Suu Kyi, gli interessi dell'Occidente e la pulizia etnica dei musulmani in Birmania
Tempo di lettura: 2 minuti«Per oltre vent’anni Aung Suu Kyi ha tenuto testa a una dittatura militare, un coraggio che le è valso il premio nobel per la pace e un’aura di Gandhi moderna. Ma di fronte ad almeno 78 morti, oltre 300 mila sfollati e un’aria di pulizia etnica contro le minoranze musulmane dei Rohingya nelle peggiori violenze settarie da decenni in Birmania la neodeputrata Suu Kyi non ha niente da dire.
Parole ambigue solo se interrogata sul tema, dando la sensazione di volersene lavare le mani. Una posizione che lascia basiti i suoi sostenitori stranieri». Così sulla Stampa del 20 agosto, in un articolo dedicato alle violenze scatenate dai fondamentalisti buddisti in Birmania contro i musulmani di etnia Rohingya, coniderati dall’Onu una delle «minoranze tra le più discriminate del mondo».
Prosegue l’articolo: «Le forze di sicurezza hanno spesso tollerato – o partecipato accusano le organizzazioni dei diritti umani – la caccia ai Rohingya dei buddisti.
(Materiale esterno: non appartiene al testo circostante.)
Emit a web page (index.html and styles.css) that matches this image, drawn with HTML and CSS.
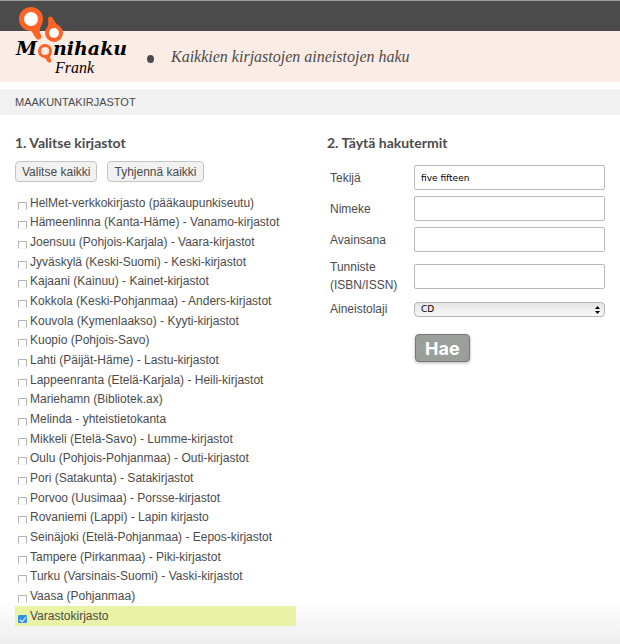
FILE: index.html
```html
<!DOCTYPE html>
<html lang="fi">
  <head>
    <meta charset="utf-8">
    <title>Monihaku Frank</title>
    <link rel="stylesheet" href="styles.css">
  </head>
  <body>
    <header>
      <div class="topbar"></div>
      <div class="banner">
        <a class="logo" href="#" aria-label="Monihaku Frank">
          <svg width="120" height="74" viewBox="0 0 120 74">
            <g fill="#ff6326">
              <path d="M7 27 Q17 29 20 37 Q23 42 26 38 Q27 36 25 33 Q24 29 27 24 Z" />
              <path d="M33 18 Q35 15 38 18 Q39 22 45 27 L32 28 Q34 24 33 18 Z" />
              <path d="M25 55 Q31 58 32 61 Q34 64 36 62 Q37 60 35 58 L36 53 Z" />
            </g>
            <g fill="#fff" stroke="#ff6326">
              <circle cx="16" cy="19" r="9.5" stroke-width="5" />
              <circle cx="39" cy="33" r="7" stroke-width="4" />
              <circle cx="30" cy="51" r="5.5" stroke-width="3" fill="#fbede5" />
            </g>
            <text class="logo-name" x="1" y="55">M</text>
            <text class="logo-name" x="38" y="55">nihaku</text>
            <text class="logo-sub" x="40" y="73">Frank</text>
          </svg>
        </a>
        <span class="dot"></span>
        <p class="slogan">Kaikkien kirjastojen aineistojen haku</p>
      </div>
    </header>
    <nav>
      <a href="#">MAAKUNTAKIRJASTOT</a>
    </nav>
    <form>
      <section class="libraries">
        <h2>1. Valitse kirjastot</h2>
        <div class="buttons">
          <button type="button">Valitse kaikki</button>
          <button type="button">Tyhjennä kaikki</button>
        </div>
        <ul>
          <li><label><input type="checkbox">HelMet-verkkokirjasto (pääkaupunkiseutu)</label></li>
          <li><label><input type="checkbox">Hämeenlinna (Kanta-Häme) - Vanamo-kirjastot</label></li>
          <li><label><input type="checkbox">Joensuu (Pohjois-Karjala) - Vaara-kirjastot</label></li>
          <li><label><input type="checkbox">Jyväskylä (Keski-Suomi) - Keski-kirjastot</label></li>
          <li><label><input type="checkbox">Kajaani (Kainuu) - Kainet-kirjastot</label></li>
          <li><label><input type="checkbox">Kokkola (Keski-Pohjanmaa) - Anders-kirjastot</label></li>
          <li><label><input type="checkbox">Kouvola (Kymenlaakso) - Kyyti-kirjastot</label></li>
          <li><label><input type="checkbox">Kuopio (Pohjois-Savo)</label></li>
          <li><label><input type="checkbox">Lahti (Päijät-Häme) - Lastu-kirjastot</label></li>
          <li><label><input type="checkbox">Lappeenranta (Etelä-Karjala) - Heili-kirjastot</label></li>
          <li><label><input type="checkbox">Mariehamn (Bibliotek.ax)</label></li>
          <li><label><input type="checkbox">Melinda - yhteistietokanta</label></li>
          <li><label><input type="checkbox">Mikkeli (Etelä-Savo) - Lumme-kirjastot</label></li>
          <li><label><input type="checkbox">Oulu (Pohjois-Pohjanmaa) - Outi-kirjastot</label></li>
          <li><label><input type="checkbox">Pori (Satakunta) - Satakirjastot</label></li>
          <li><label><input type="checkbox">Porvoo (Uusimaa) - Porsse-kirjastot</label></li>
          <li><label><input type="checkbox">Rovaniemi (Lappi) - Lapin kirjasto</label></li>
          <li><label><input type="checkbox">Seinäjoki (Etelä-Pohjanmaa) - Eepos-kirjastot</label></li>
          <li><label><input type="checkbox">Tampere (Pirkanmaa) - Piki-kirjastot</label></li>
          <li><label><input type="checkbox">Turku (Varsinais-Suomi) - Vaski-kirjastot</label></li>
          <li><label><input type="checkbox">Vaasa (Pohjanmaa)</label></li>
          <li class="selected"><label><input type="checkbox" checked>Varastokirjasto</label></li>
        </ul>
      </section>
      <section class="terms">
        <h2>2. Täytä hakutermit</h2>
        <div class="fields">
          <label for="author">Tekijä</label>
          <input type="text" id="author" name="author" value="five fifteen">
          <label for="title">Nimeke</label>
          <input type="text" id="title" name="title">
          <label for="keyword">Avainsana</label>
          <input type="text" id="keyword" name="keyword">
          <label for="isbn">Tunniste (ISBN/ISSN)</label>
          <input type="text" id="isbn" name="isbn">
          <label for="type">Aineistolaji</label>
          <div class="select">
            <select id="type" name="type">
              <option>CD</option>
            </select>
            <svg width="5" height="8" viewBox="0 0 5 8">
              <path d="M0 3 L2.5 0 L5 3 Z M0 5 L2.5 8 L5 5 Z" />
            </svg>
          </div>
          <button class="search" type="button">Hae</button>
        </div>
      </section>
    </form>
  </body>
</html>
```

FILE: styles.css
```css
* {
  box-sizing: border-box;
}

body {
  margin: 0;
  min-height: 100vh;
  font-family: "Liberation Sans", Arial, sans-serif;
  font-size: 12px;
  color: #4b4b4b;
  background: #fff linear-gradient(to top, #eeeeee, #ffffff 44px) no-repeat;
}

.topbar {
  height: 31px;
  background: #4b4b4b;
  border-top: 1px solid #9a9f9b;
}

.banner {
  position: relative;
  display: flex;
  align-items: center;
  height: 51px;
  padding-left: 147px;
  background: #fbede5;
}

.logo {
  position: absolute;
  left: 15px;
  bottom: 8px;
}

.logo svg {
  display: block;
  overflow: visible;
}

.logo text {
  font-style: italic;
  fill: #000;
}

.logo .logo-name {
  font-family: "DejaVu Serif", Georgia, serif;
  font-size: 19px;
  font-weight: bold;
}

.logo .logo-sub {
  font-family: "Liberation Serif", Georgia, serif;
  font-size: 16px;
}

.dot {
  width: 7px;
  height: 8px;
  margin-top: 4px;
  margin-right: 17px;
  border-radius: 50%;
  background: #4b4b4b;
}

.slogan {
  margin: 0;
  font-family: "Liberation Serif", Georgia, serif;
  font-size: 16px;
  font-style: italic;
}

nav {
  margin-top: 7px;
  padding: 1px 15px 0;
  line-height: 25px;
  font-size: 11px;
  background: #f1f1f1;
}

nav a {
  color: #4b4b4b;
  text-decoration: none;
}

form {
  display: grid;
  grid-template-columns: 281fr 278fr;
  gap: 31px;
  padding: 18px 15px;
}

h2 {
  margin: 0 0 8px;
  font-family: Lato, sans-serif;
  font-size: 14px;
  line-height: 20px;
}

.buttons {
  display: flex;
  gap: 10px;
  margin-bottom: 11px;
}

.buttons button {
  height: 21px;
  padding: 0 6px;
  font: inherit;
  color: #4b4b4b;
  background: #f1f1f1;
  border: 1px solid #c4c4c4;
  border-radius: 4px;
}

ul {
  margin: 0;
  padding: 0;
  list-style: none;
}

li {
  height: 20px;
  line-height: 20px;
}

li:nth-child(3n + 1) {
  height: 19px;
}

li.selected {
  height: 20px;
  background: #e9f2a5;
}

li label {
  display: flex;
}

input[type="checkbox"] {
  appearance: none;
  width: 9px;
  height: 8px;
  margin: 9px 3px 0;
  border: 1px solid #b4b4b4;
  border-bottom-color: #f4f4f4;
  border-radius: 1px;
  background: #fff;
}

input[type="checkbox"]:checked {
  border-color: #2f8fee;
  background: #2f8fee;
}

input[type="checkbox"]:checked::after {
  content: "";
  display: block;
  width: 3px;
  height: 6px;
  margin: -1px 0 0 2px;
  border: solid #fff;
  border-width: 0 1px 1px 0;
  transform: rotate(40deg);
}

.fields {
  display: grid;
  grid-template-columns: 84px 1fr;
  align-items: center;
  row-gap: 6px;
  padding-top: 4px;
  padding-left: 3px;
}

.fields label {
  line-height: 18px;
}

input[type="text"] {
  width: 100%;
  height: 25px;
  padding: 0 6px;
  font-family: "DejaVu Sans", Verdana, sans-serif;
  font-size: 9px;
  color: #000;
  border: 1px solid #b9b9b9;
  border-radius: 2px;
  background: #fff;
}

.select {
  position: relative;
  display: flex;
}

.select svg {
  position: absolute;
  top: 4px;
  right: 5px;
  pointer-events: none;
}

select {
  appearance: none;
  width: 100%;
  height: 15px;
  padding: 0 6px;
  font-family: "DejaVu Sans", Verdana, sans-serif;
  font-size: 9px;
  color: #000;
  border: 1px solid #b4b4b4;
  border-radius: 4px;
  background: linear-gradient(#e4e4e4, #f8f8f8);
}

.search {
  grid-column: 2;
  justify-self: start;
  height: 28px;
  margin-top: 10px;
  margin-left: 1px;
  padding: 0 9px;
  font-family: Inter, sans-serif;
  font-size: 18px;
  font-weight: bold;
  color: #fff;
  background: #9a9f9b;
  border: 1px solid #777;
  border-radius: 4px;
  box-shadow: 0 1px 3px rgba(0, 0, 0, 0.3);
}
```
Su internet diversi birmani incitavano al “massacro dei terroristi”, “animali”, o quantomeno ricacciarli tutti (almeno 800 mila persone private di vari diritti tra cui quello della cittadinanza) in Bangladesh».
Il problema, secondo l’articolo, è che Suu Kyi (che tra l’altro ha chiesto una legge in favore delle minoranze con esclusione dei Rohingya) si trova in un posizione scomoda: la sua «ambiguità rischia di gettare un’ombra sulla sua immagine di santa all’estero, ma un’eventuale presa di posizione a favore dei Rohingya andrebbe contro l’ostilità compatta dei birmani verso questa minoranza non assimilabile (…).
Il tacito assenso di Suu Kyi per lo status quo non scontenta di certo l’Occidente, ansioso di tornare a investire nella “nuova Birmania” non più governata da una giunta militare con cui fare affari era moralmente sbagliato, per gli Stati Uniti, mettere piede nel Paese ha, inoltre, una funzione strategica anti-cinese. Ci guadagna anche il governo degli ex generali, una volta odiati dai birmani e ora rilanciati come protettori della patria di fronte agli invasori musulmani. Per il presidente Thein Sein la soluzione migliore sarebbe che i Paesi occidentali si prendessero tutti i Rohingya. Chi ci perde, ancora una volta sono loro».